# [GOAL]
From the listing that follows, output everything exactly except the pictures.

# [AVAILABLE DATA]
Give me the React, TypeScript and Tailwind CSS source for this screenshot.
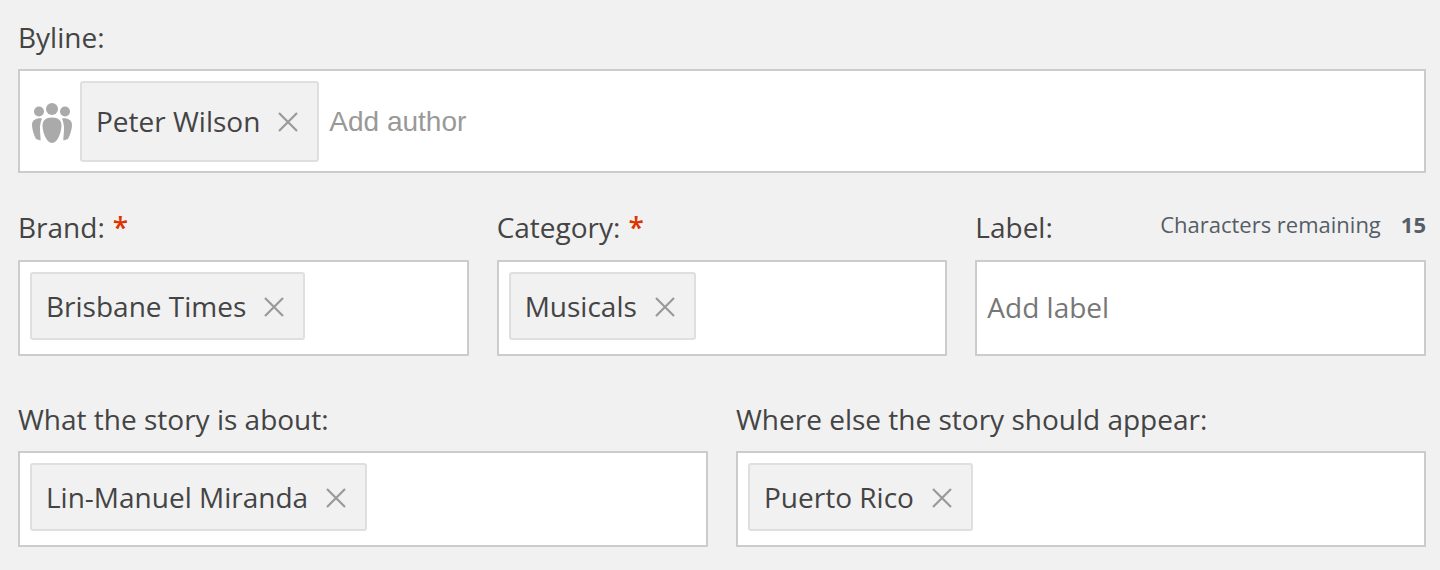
const font = "font-['Open_Sans',sans-serif]";

function Tag({ name, tall }: { name: string; tall?: boolean }) {
  return (
    <div
      className={`flex items-center rounded-[3px] border-2 border-[#dfdfdf] bg-[#f1f1f1] pl-[14px] pr-[18px] text-[28px] text-[#444444] ${
        tall ? "h-[81px]" : "h-[68px]"
      }`}
    >
      <span>{name}</span>
      <svg className="ml-[17px] mt-[2px] h-[22px] w-[22px]" viewBox="0 0 22 22" fill="none" stroke="#999999" strokeWidth="2.200">
        <path d="M2 2 20 20M20 2 2 20" />
      </svg>
    </div>
  );
}

function Box({ children, center, tight }: { children: React.ReactNode; center?: boolean; tight?: boolean }) {
  return (
    <div
      className={`flex h-[96px] border-2 border-[#cccccc] bg-white pl-[10px] ${tight ? "mt-[13px]" : "mt-[14px]"} ${
        center ? "items-center pb-[2px]" : "items-start pt-[10px]"
      }`}
    >
      {children}
    </div>
  );
}

function Label({ text, required }: { text: string; required?: boolean }) {
  return (
    <div className="text-[28px] leading-[37px] text-[#444444]">
      {text}
      {required && <span className="ml-[8px] font-semibold text-[#dd3300]">*</span>}
    </div>
  );
}

function PeopleIcon() {
  return (
    <svg className="mt-[4px] h-[40px] w-[40px]" viewBox="0 0 40 40" fill="#aaaaaa">
      <circle cx="7" cy="8.500" r="5" />
      <circle cx="20" cy="6" r="6" />
      <circle cx="33" cy="8.500" r="5" />
      <path d="M20 14.500c6.500 0 9.500 3 9.500 8 0 6.500-4 17.500-9.500 17.500s-9.500-11-9.500-17.500c0-5 3-8 9.500-8Z" />
      <path d="M10 15.500C4.500 14.800 0 17 0 22c0 4 1.800 10 4 14l4.500 1.500C9 37 8 31 8 25c0-3 .8-6.500 2-9.500Z" />
      <path d="M30 15.500C35.500 14.800 40 17 40 22c0 4-1.800 10-4 14l-4.500 1.500C31 37 32 31 32 25c0-3-.8-6.500-2-9.500Z" />
    </svg>
  );
}

export default function App() {
  return (
    <div className={`${font} h-[570px] w-[1440px] overflow-hidden bg-[#f1f1f1] pl-[18px] pr-[14px] pt-[19px]`}>
      <Label text="Byline:" />
      <div className="mt-[13px] flex h-[104px] items-center border-2 border-[#cccccc] bg-white pl-[12px]">
        <PeopleIcon />
        <div className="ml-[8px]">
          <Tag name="Peter Wilson" tall />
        </div>
        <span className="ml-[10px] mt-[2px] font-['Liberation_Sans',sans-serif] text-[28px] text-[#999999]">Add author</span>
      </div>

      <div className="mt-[36px] grid grid-cols-3 gap-x-[28px]">
        <div>
          <Label text="Brand:" required />
          <Box>
            <Tag name="Brisbane Times" />
          </Box>
        </div>
        <div>
          <Label text="Category:" required />
          <Box>
            <Tag name="Musicals" />
          </Box>
        </div>
        <div>
          <div className="flex h-[37px] items-center justify-between">
            <Label text="Label:" />
            <div className="mb-[7px] flex gap-[20px] text-[22px] leading-[30px] text-[#555d66]">
              <span>Characters remaining</span>
              <span className="font-bold">15</span>
            </div>
          </div>
          <Box center>
            <span className="text-[28px] text-[#777777]">Add label</span>
          </Box>
        </div>
      </div>

      <div className="mt-[45px] grid grid-cols-2 gap-x-[28px]">
        <div>
          <Label text="What the story is about:" />
          <Box tight>
            <Tag name="Lin-Manuel Miranda" />
          </Box>
        </div>
        <div>
          <Label text="Where else the story should appear:" />
          <Box tight>
            <Tag name="Puerto Rico" />
          </Box>
        </div>
      </div>
    </div>
  );
}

# [WRITTEN RESPONSE]
Give me the React, TypeScript and Tailwind CSS source for this screenshot.
const font = "font-['Open_Sans',sans-serif]";

function Tag({ name, tall }: { name: string; tall?: boolean }) {
  return (
    <div
      className={`flex items-center rounded-[3px] border-2 border-[#dfdfdf] bg-[#f1f1f1] pl-[14px] pr-[18px] text-[28px] text-[#444444] ${
        tall ? "h-[81px]" : "h-[68px]"
      }`}
    >
      <span>{name}</span>
      <svg className="ml-[17px] mt-[2px] h-[22px] w-[22px]" viewBox="0 0 22 22" fill="none" stroke="#999999" strokeWidth="2.200">
        <path d="M2 2 20 20M20 2 2 20" />
      </svg>
    </div>
  );
}

function Box({ children, center, tight }: { children: React.ReactNode; center?: boolean; tight?: boolean }) {
  return (
    <div
      className={`flex h-[96px] border-2 border-[#cccccc] bg-white pl-[10px] ${tight ? "mt-[13px]" : "mt-[14px]"} ${
        center ? "items-center pb-[2px]" : "items-start pt-[10px]"
      }`}
    >
      {children}
    </div>
  );
}

function Label({ text, required }: { text: string; required?: boolean }) {
  return (
    <div className="text-[28px] leading-[37px] text-[#444444]">
      {text}
      {required && <span className="ml-[8px] font-semibold text-[#dd3300]">*</span>}
    </div>
  );
}

function PeopleIcon() {
  return (
    <svg className="mt-[4px] h-[40px] w-[40px]" viewBox="0 0 40 40" fill="#aaaaaa">
      <circle cx="7" cy="8.500" r="5" />
      <circle cx="20" cy="6" r="6" />
      <circle cx="33" cy="8.500" r="5" />
      <path d="M20 14.500c6.500 0 9.500 3 9.500 8 0 6.500-4 17.500-9.500 17.500s-9.500-11-9.500-17.500c0-5 3-8 9.500-8Z" />
      <path d="M10 15.500C4.500 14.800 0 17 0 22c0 4 1.800 10 4 14l4.500 1.500C9 37 8 31 8 25c0-3 .8-6.500 2-9.500Z" />
      <path d="M30 15.500C35.500 14.800 40 17 40 22c0 4-1.800 10-4 14l-4.500 1.500C31 37 32 31 32 25c0-3-.8-6.500-2-9.500Z" />
    </svg>
  );
}

export default function App() {
  return (
    <div className={`${font} h-[570px] w-[1440px] overflow-hidden bg-[#f1f1f1] pl-[18px] pr-[14px] pt-[19px]`}>
      <Label text="Byline:" />
      <div className="mt-[13px] flex h-[104px] items-center border-2 border-[#cccccc] bg-white pl-[12px]">
        <PeopleIcon />
        <div className="ml-[8px]">
          <Tag name="Peter Wilson" tall />
        </div>
        <span className="ml-[10px] mt-[2px] font-['Liberation_Sans',sans-serif] text-[28px] text-[#999999]">Add author</span>
      </div>

      <div className="mt-[36px] grid grid-cols-3 gap-x-[28px]">
        <div>
          <Label text="Brand:" required />
          <Box>
            <Tag name="Brisbane Times" />
          </Box>
        </div>
        <div>
          <Label text="Category:" required />
          <Box>
            <Tag name="Musicals" />
          </Box>
        </div>
        <div>
          <div className="flex h-[37px] items-center justify-between">
            <Label text="Label:" />
            <div className="mb-[7px] flex gap-[20px] text-[22px] leading-[30px] text-[#555d66]">
              <span>Characters remaining</span>
              <span className="font-bold">15</span>
            </div>
          </div>
          <Box center>
            <span className="text-[28px] text-[#777777]">Add label</span>
          </Box>
        </div>
      </div>

      <div className="mt-[45px] grid grid-cols-2 gap-x-[28px]">
        <div>
          <Label text="What the story is about:" />
          <Box tight>
            <Tag name="Lin-Manuel Miranda" />
          </Box>
        </div>
        <div>
          <Label text="Where else the story should appear:" />
          <Box tight>
            <Tag name="Puerto Rico" />
          </Box>
        </div>
      </div>
    </div>
  );
}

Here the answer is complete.